Tommy Wilhelm, the protagonist of Bellow's "Seize the Day" does act, but foolishly and against his own best interests, and students had little patience with him.  There are two foils in the story, a trickster doctor who sometimes actually gives good advice, but who knows when? which advice is good and which is self-interested?  Certainly not Wilhelm, and often not the reader.  The other is his successful, but smug and sententious father.  The students usually liked his "sensible" and uplifting advice.  Wilhelm has a moment of confused clarity in one of the most beautiful passages in Bellow's writing when he at least understands the potential radiance of the life he does have, but he can't act on it.  James' story ends in a graveyard with Marcher finally understanding, though averting his eyes from what he has learned.  Bellow's story ends almost comically with Wilhelm at a funeral of someone he has not known, sobbing, becoming the inadvertent chief mourner.

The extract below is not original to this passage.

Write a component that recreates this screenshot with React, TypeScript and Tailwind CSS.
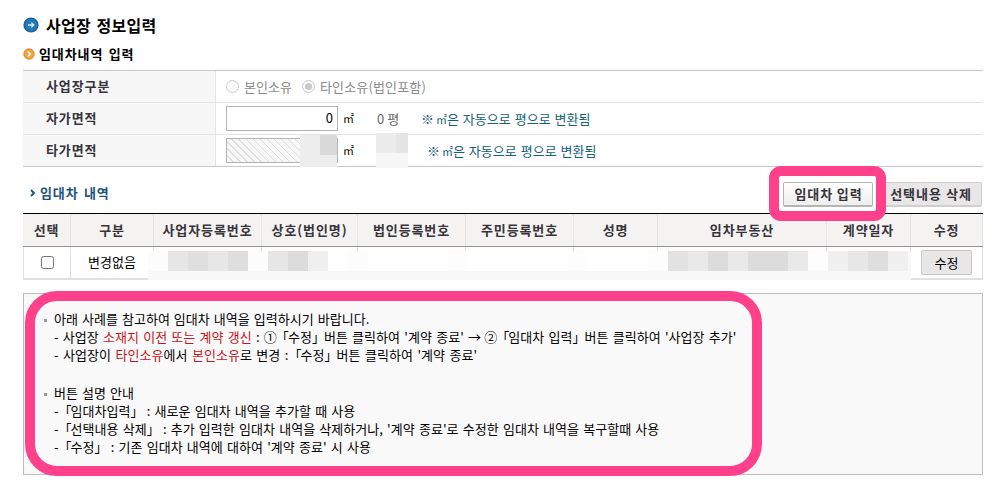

All three are difficult stories for twenty-something students to identify with, and I abandoned teaching all three of them the same semester.  For an alte kacker, though, they all ring sadly true.

I went to amazon.com to order the Phillips book, and I've never seen so many hostile reader reviews.  Everyone seems to have expected a self-help book about following one's dreams, taking the road less traveled, and living a life more than simply good enough.